Au-delà de l’évacuation, à Gaza, des extrémistes juifs du Goush Katif (au mois de juillet, en principe) ; au-delà des expulsions d’implantations dispersées qu’on regroupe dès maintenant dans de nouveaux « blocs » peu conformes à la « Feuille de route » mais plus faciles à protéger ; au-delà des probables échanges de terrains et autres « rectifications de frontières » dans lesquelles la loi du plus fort ne manquera pas de jouer, les leaders élus de l’Autorité palestinienne sont donc confrontés au défi majeur de la réunification de leur peuple.

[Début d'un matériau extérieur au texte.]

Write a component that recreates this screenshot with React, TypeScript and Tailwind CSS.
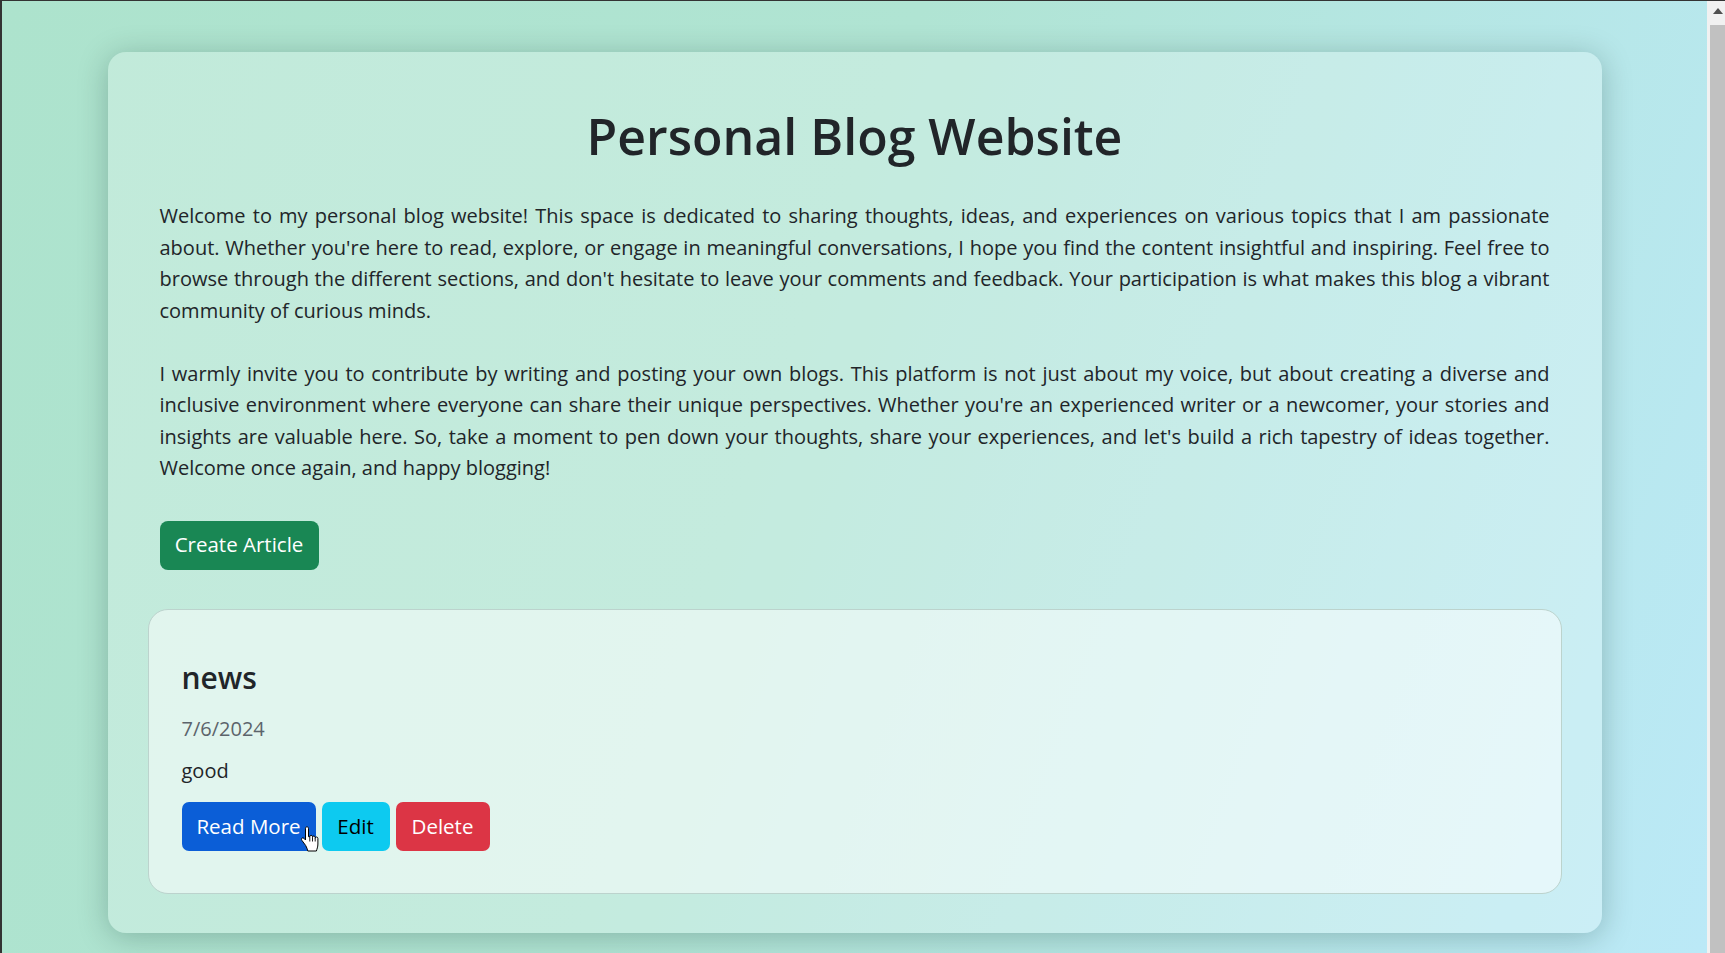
import React from "react";

interface Article {
  title: string;
  date: string;
  body: string;
}

const articles: Article[] = [{ title: "news", date: "7/6/2024", body: "good" }];

// Windows-style hand pointer, drawn where the mouse sat over "Read More"
const HandCursor = () => (
  <svg
    width="19"
    height="26"
    viewBox="0 0 19 26"
    className="absolute left-[119px] top-[24px] pointer-events-none"
  >
    <path
      d="M6 0.8 C5.1 0.8 4.5 1.5 4.5 2.3 V14 L3 12.4 C2.3 11.7 1.2 11.7 0.7 12.4 C0.3 13 0.4 13.8 0.9 14.4 L4.6 19.4 C5.6 21 6.4 23.3 6.8 25 H15.4 C15.9 23 16.9 21 16.9 18 V12.4 C16.9 11.6 16.3 11 15.5 11 C14.8 11 14.2 11.6 14.2 12.4 V11.4 C14.2 10.6 13.6 10 12.8 10 C12.1 10 11.5 10.6 11.5 11.4 V10.7 C11.5 9.9 10.9 9.3 10.1 9.3 C9.4 9.3 8.8 9.9 8.8 10.7 H7.5 V2.3 C7.5 1.5 6.9 0.8 6 0.8 Z"
      fill="#fff"
      stroke="#000"
      strokeWidth="1"
      strokeLinejoin="round"
    />
    <path d="M8.8 10.7 V15.5 M11.5 11.4 V15.5 M14.2 12.4 V15.5" stroke="#000" strokeWidth="0.9" />
  </svg>
);

const ArticleCard = ({ article }: { article: Article }) => (
  <div className="rounded-[20px] border border-[#bcd3cd] bg-white/50 px-[33px] pt-[49px] pb-[42px]">
    <h2 className="text-[30px] leading-[38px] font-semibold text-[#212529]">{article.title}</h2>
    <div className="mt-[17px] text-[20px] leading-[30px] text-[#5c646b]">{article.date}</div>
    <p className="mt-[12px] text-[20px] leading-[30px] text-[#212529]">{article.body}</p>
    <div className="relative mt-[16px] flex gap-[6px]">
      <button className="flex h-[49px] w-[134px] items-center justify-center rounded-[7px] bg-[#0b5ed7] text-[20.5px] text-white">
        Read More
      </button>
      <button className="flex h-[49px] w-[68px] items-center justify-center rounded-[7px] bg-[#0dcaf0] text-[20.5px] text-black">
        Edit
      </button>
      <button className="flex h-[49px] w-[94px] items-center justify-center rounded-[7px] bg-[#dc3545] text-[20.5px] text-white">
        Delete
      </button>
      <HandCursor />
    </div>
  </div>
);

export default function App() {
  return (
    <div className="flex h-[953px] w-full overflow-hidden border-l-2 border-t border-[#333] font-['Open_Sans',sans-serif]">
      <main className="flex-1 bg-[linear-gradient(110deg,#ade3cd_0%,#b0e4d3_45%,#bbe9f7_100%)] pt-[51px]">
        <div className="mx-auto w-[1494px] rounded-[18px] bg-white/25 px-[40px] pt-[51px] pb-[39px] shadow-[0_4px_30px_rgba(0,40,30,0.25)]">
          <h1 className="text-center text-[50px] leading-[67px] font-semibold text-[#212529]">
            Personal Blog Website
          </h1>

          <div className="mt-[30px] px-3 text-[20px] leading-[31.5px] text-[#212529]">
            <p className="text-justify">
              Welcome to my personal blog website! This space is dedicated to sharing thoughts, ideas, and
              experiences on various topics that I am passionate about. Whether you're here to read, explore, or
              engage in meaningful conversations, I hope you find the content insightful and inspiring. Feel free
              to browse through the different sections, and don't hesitate to leave your comments and feedback.
              Your participation is what makes this blog a vibrant community of curious minds.
            </p>
            <p className="mt-[31.5px] text-justify">
              I warmly invite you to contribute by writing and posting your own blogs. This platform is not just
              about my voice, but about creating a diverse and inclusive environment where everyone can share
              their unique perspectives. Whether you're an experienced writer or a newcomer, your stories and
              insights are valuable here. So, take a moment to pen down your thoughts, share your experiences, and
              let's build a rich tapestry of ideas together. Welcome once again, and happy blogging!
            </p>
            <button className="mt-[37px] flex h-[49px] w-[159px] items-center justify-center rounded-[8px] bg-[#198754] text-[20.5px] text-white">
              Create Article
            </button>
          </div>

          <div className="mt-[39px] flex flex-col gap-4">
            {articles.map((a) => (
              <ArticleCard key={a.title} article={a} />
            ))}
          </div>
        </div>
      </main>

      {/* fake browser scrollbar */}
      <div className="flex w-[18px] flex-col bg-[#f1f1f1]">
        <div className="flex h-[20px] items-center justify-center pl-[3px]">
          <svg width="10" height="6" viewBox="0 0 10 6">
            <path d="M0 6 L5 0 L10 6 Z" fill="#505050" />
          </svg>
        </div>
        <div className="mt-[4px] ml-[3px] flex-1 bg-[#c1c1c1]" />
      </div>
    </div>
  );
}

Le cloisonnement topographique a aggravé les clivages politiques et religieux en conférant, ici ou là, aux courants dominants de véritables fiefs : tel village ou tel quartier est « Hamas » ou « Djihad » ou « OLP » ou encore « collabo » (comme Dahanya, au sud de la bande de Gaza, promis à une destruction prochaine), sans que, faute de contacts extérieurs, ses habitants aient ne fût-ce que la possibilité de percevoir une réalité différente. C’est un exploit, pour un intellectuel palestinien, même doté de la nationalité israélienne, que de vaincre sa peur et tenter d’accéder à un cinéma ou à une bibliothèque de Tel-Aviv ou de Jérusalem-Ouest. L’étroitesse d’esprit des uns se nourrit ainsi de l’oppression des autres.
Paradoxalement, les Israéliens, maîtres, en apparence, d’une situation qu’ils ont pour le moins contribué à créer, présentent des symptômes comparables à ceux de leurs victimes. En témoigne cette plaisanterie entendue à Jérusalem :
« Qu’est-ce que l’homme de la rue pense des derniers événements ?

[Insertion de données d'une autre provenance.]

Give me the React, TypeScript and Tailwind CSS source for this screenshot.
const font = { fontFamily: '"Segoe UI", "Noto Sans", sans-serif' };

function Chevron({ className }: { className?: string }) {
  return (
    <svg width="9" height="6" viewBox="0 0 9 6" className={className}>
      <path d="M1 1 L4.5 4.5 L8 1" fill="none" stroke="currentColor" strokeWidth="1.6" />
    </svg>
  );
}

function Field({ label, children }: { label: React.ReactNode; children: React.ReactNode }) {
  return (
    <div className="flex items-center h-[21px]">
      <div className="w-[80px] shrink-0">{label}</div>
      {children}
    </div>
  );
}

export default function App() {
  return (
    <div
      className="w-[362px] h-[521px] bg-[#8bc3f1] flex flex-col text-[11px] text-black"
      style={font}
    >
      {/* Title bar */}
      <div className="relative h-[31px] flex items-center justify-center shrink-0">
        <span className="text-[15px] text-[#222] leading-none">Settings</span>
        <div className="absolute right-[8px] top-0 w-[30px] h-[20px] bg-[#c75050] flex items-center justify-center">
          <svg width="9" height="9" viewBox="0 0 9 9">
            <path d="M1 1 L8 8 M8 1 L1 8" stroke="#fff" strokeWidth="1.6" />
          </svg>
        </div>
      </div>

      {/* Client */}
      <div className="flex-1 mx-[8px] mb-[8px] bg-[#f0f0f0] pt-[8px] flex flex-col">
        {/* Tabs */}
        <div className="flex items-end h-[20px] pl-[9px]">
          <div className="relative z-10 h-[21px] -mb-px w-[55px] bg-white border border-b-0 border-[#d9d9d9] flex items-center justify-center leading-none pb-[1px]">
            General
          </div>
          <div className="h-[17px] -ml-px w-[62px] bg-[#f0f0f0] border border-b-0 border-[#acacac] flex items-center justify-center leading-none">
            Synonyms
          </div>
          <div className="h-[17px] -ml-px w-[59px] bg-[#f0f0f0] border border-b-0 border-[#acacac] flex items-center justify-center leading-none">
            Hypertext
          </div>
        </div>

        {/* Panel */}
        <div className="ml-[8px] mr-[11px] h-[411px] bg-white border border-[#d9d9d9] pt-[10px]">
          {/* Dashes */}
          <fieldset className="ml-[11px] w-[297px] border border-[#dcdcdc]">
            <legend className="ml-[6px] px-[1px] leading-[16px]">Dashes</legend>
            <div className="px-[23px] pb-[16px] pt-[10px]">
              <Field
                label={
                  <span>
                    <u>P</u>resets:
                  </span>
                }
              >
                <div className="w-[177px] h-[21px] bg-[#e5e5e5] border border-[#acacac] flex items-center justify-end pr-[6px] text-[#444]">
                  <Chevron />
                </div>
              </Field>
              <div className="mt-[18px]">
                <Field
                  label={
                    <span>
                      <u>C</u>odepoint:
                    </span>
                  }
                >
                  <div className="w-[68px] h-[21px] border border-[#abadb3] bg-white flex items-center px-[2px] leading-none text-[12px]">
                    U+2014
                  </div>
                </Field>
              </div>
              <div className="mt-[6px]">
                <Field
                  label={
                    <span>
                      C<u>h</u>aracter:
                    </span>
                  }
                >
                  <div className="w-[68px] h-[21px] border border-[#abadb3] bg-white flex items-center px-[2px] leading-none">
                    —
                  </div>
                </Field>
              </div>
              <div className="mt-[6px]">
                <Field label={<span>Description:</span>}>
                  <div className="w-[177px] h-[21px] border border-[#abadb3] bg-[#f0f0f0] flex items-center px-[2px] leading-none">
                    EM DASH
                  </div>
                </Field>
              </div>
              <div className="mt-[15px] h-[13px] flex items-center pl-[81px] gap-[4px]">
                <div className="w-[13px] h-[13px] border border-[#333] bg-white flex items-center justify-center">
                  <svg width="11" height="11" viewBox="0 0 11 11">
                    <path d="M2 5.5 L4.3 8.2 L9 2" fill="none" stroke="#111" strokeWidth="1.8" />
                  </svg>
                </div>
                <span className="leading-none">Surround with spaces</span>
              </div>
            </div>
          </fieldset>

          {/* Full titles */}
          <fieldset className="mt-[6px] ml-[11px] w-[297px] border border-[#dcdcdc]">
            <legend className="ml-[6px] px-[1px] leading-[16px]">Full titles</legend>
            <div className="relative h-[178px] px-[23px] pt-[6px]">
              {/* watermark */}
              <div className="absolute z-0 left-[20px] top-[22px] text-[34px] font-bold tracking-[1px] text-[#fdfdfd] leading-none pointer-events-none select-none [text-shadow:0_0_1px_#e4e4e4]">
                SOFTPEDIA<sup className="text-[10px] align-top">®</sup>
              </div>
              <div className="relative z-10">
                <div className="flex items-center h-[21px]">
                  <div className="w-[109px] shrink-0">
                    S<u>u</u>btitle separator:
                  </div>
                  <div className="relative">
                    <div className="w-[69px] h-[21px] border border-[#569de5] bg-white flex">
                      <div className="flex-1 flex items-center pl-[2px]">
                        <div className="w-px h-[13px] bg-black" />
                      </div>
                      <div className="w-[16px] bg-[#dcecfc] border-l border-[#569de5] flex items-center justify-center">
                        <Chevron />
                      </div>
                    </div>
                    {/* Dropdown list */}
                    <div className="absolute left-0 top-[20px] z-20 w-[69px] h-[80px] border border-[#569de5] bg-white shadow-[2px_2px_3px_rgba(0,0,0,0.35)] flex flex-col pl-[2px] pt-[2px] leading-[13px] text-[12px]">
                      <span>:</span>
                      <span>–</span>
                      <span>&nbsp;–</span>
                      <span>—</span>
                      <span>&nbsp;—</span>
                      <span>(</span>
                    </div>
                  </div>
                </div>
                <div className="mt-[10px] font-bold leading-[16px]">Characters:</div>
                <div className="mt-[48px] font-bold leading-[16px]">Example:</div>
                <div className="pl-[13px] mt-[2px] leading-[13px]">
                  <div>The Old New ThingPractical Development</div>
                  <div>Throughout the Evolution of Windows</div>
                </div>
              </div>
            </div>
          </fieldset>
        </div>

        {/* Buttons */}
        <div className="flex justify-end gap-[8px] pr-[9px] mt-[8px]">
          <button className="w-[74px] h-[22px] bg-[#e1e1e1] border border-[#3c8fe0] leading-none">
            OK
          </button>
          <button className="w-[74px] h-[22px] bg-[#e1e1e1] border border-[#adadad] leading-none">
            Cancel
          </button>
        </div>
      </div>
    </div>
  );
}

– L’homme de quelle rue ? »
À l’abri de ses canons, de ses no man’s lands et de ses clôtures, la population israélienne, unie à l’origine dans une commune aspiration au refuge et à la Terre promise, s’est elle aussi disloquée. Les partis qui se déchirent à la Knesset (on qualifie de « rebelles », au sens militaire du terme, les dissidents du Likoud qui viennent de tourner le dos à Sharon) ne sont que le fade reflet des tensions intracommunautaires au sein de la population juive.
C’est sans doute le projet du « Grand Israël » qui a déchiré le tissu social, par la radicalisation de ses différentes composantes. Il suffit de flâner dans un supermarché de la chaîne russe Tiv Taam pour toucher du doigt les conséquences d’une politique d’immigration menée à marches forcées, au mépris des règles traditionnelles permettant d’intégrer les nouveaux arrivants dans un ensemble linguistique, éthique et culturel cohérent. Ici, on est à Moscou, comme, ailleurs, à Addis-Abeba, où des actes de racisme à l’encontre des Falashas, souvent commis par des Marocains qui en avaient eux-mêmes été naguère victimes, sont régulièrement dénoncés.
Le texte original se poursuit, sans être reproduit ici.